Friday’s jobs report showed that the economy is cooling as wage growth slowed, but the labor market is still running much hotter than the overall economy in a way that can fuel doubts. Biden’s bet is that the conventional economic wisdom is wrong and that 6 percent inflation can be beaten while keeping unemployment low.
“We continue to face economic challenges from a position of strength,” Biden said in a statement about the latest jobs report.
A new independent economic analysis helps to show why the low unemployment rate has yet to resonate with people: There aren’t enough workers to fill the open jobs, causing the economy to operate with speed bumps and frictions that make things seem worse than they are in the data. The analysis suggests that the economy would arguably function far more smoothly with unemployment higher at 4.6 percent, even though that could translate into nearly 2 million fewer people holding jobs.

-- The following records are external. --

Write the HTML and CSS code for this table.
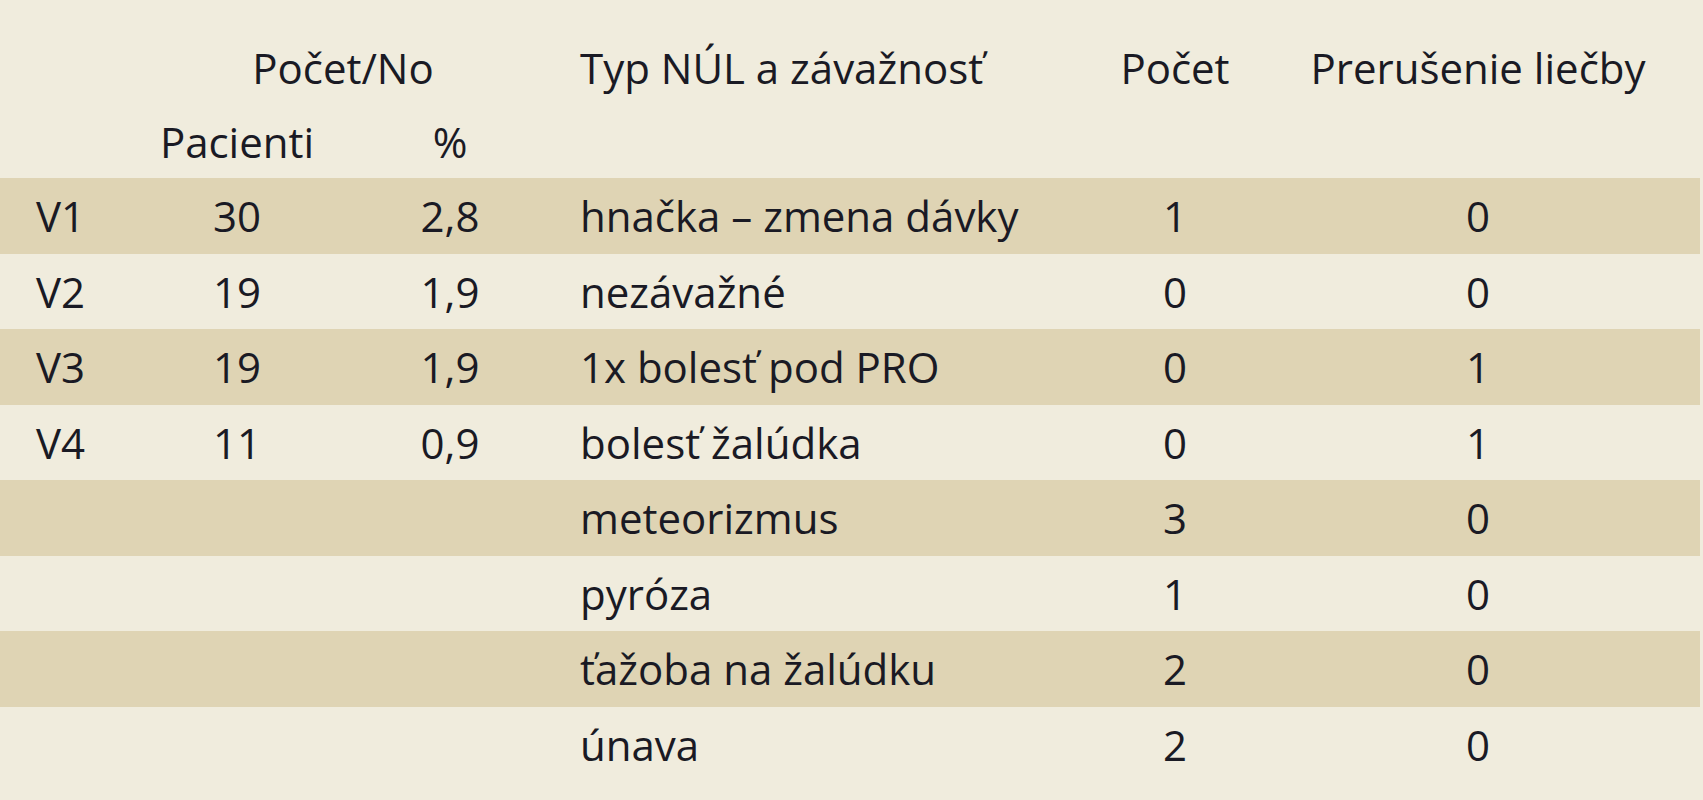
FILE: index.html
```html
<!DOCTYPE html>
<html lang="sk">
<head>
<meta charset="utf-8">
<title>NÚL</title>
<link rel="stylesheet" href="styles.css">
</head>
<body>
<table class="tbl">
  <colgroup>
    <col class="c1"><col class="c2"><col class="c3"><col class="c4"><col class="c5"><col class="c6">
  </colgroup>
  <thead>
    <tr class="h1">
      <th></th>
      <th colspan="2" class="mid">Počet/No</th>
      <th class="left">Typ NÚL a závažnosť</th>
      <th class="mid">Počet</th>
      <th class="last">Prerušenie liečby</th>
    </tr>
    <tr class="h2">
      <th></th>
      <th class="mid">Pacienti</th>
      <th class="mid">%</th>
      <th></th><th></th><th></th>
    </tr>
  </thead>
  <tbody>
    <tr class="shade"><td class="lab">V1</td><td class="mid">30</td><td class="mid">2,8</td><td class="left">hnačka – zmena dávky</td><td class="mid">1</td><td class="last">0</td></tr>
    <tr><td class="lab">V2</td><td class="mid">19</td><td class="mid">1,9</td><td class="left">nezávažné</td><td class="mid">0</td><td class="last">0</td></tr>
    <tr class="shade"><td class="lab">V3</td><td class="mid">19</td><td class="mid">1,9</td><td class="left">1x bolesť pod PRO</td><td class="mid">0</td><td class="last">1</td></tr>
    <tr><td class="lab">V4</td><td class="mid">11</td><td class="mid">0,9</td><td class="left">bolesť žalúdka</td><td class="mid">0</td><td class="last">1</td></tr>
    <tr class="shade"><td></td><td></td><td></td><td class="left">meteorizmus</td><td class="mid">3</td><td class="last">0</td></tr>
    <tr><td></td><td></td><td></td><td class="left">pyróza</td><td class="mid">1</td><td class="last">0</td></tr>
    <tr class="shade"><td></td><td></td><td></td><td class="left">ťažoba na žalúdku</td><td class="mid">2</td><td class="last">0</td></tr>
    <tr><td></td><td></td><td></td><td class="left">únava</td><td class="mid">2</td><td class="last">0</td></tr>
  </tbody>
</table>
</body>
</html>
```

FILE: styles.css
```css
html, body {
  margin: 0;
  padding: 0;
  background: #f0ecdd;
}
body {
  font-family: "Open Sans", Lato, sans-serif;
  font-size: 42px;
  color: #1a1a24;
}
.tbl {
  border-collapse: collapse;
  table-layout: fixed;
  width: 1700px;
  margin-top: 30px;
}
.c1 { width: 130px; }
.c2 { width: 214px; }
.c3 { width: 212px; }
.c4 { width: 504px; }
.c5 { width: 230px; }
.c6 { width: 410px; }
.tbl th, .tbl td {
  padding: 0;
  font-weight: 400;
  white-space: nowrap;
  vertical-align: middle;
}
.tbl .h1, .tbl .h2 { height: 74px; }
.tbl tbody tr { height: 75.5px; }
.tbl .shade { background: #dfd4b4; }
.tbl .lab { text-align: left; padding-left: 36px; }
.tbl .mid { text-align: center; }
.tbl .left { text-align: left; padding-left: 24px; }
.tbl .last { text-align: center; padding-right: 34px; }
```
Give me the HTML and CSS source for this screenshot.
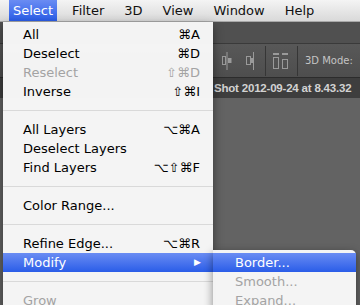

The job market is what economists call “inefficiently tight,” a problem the United States also faced during the Vietnam War, the Korean War and World War II. The current tightness is as severe as it was at the end of World War II. This mismatch causes companies and consumers alike to feel as though the economy is in a rut, said Pascal Michaillat, an economist at Brown University.
“For shopkeepers, it means operating shorter hours because it’s not possible to find workers to fill the extra time slots,” he said. “For households, it means more time trying to hire nannies or plumbers or construction workers and less time doing enjoyable things.”
Based on his calculations on job openings and employment from a 2022 paper written with the economist Emmanuel Saez, Michaillat estimates that a 4.6 percent unemployment rate would make the labor market efficient. At that rate, the day-today transactions that shape an economy would have less friction because the demand for workers would be closer to the supply. Government figures released Tuesday show that employers have 9.9 million job openings, almost double the number of unemployed people seeking work.
This sounds like a good problem to have because it implies wages should increase. But economic theory suggests the only way to resolve this situation is for unemployment to rise.
Asked what this dilemma might mean for Biden, Michaillat suggested, “The economics is mingling with the politics, as it so often does.”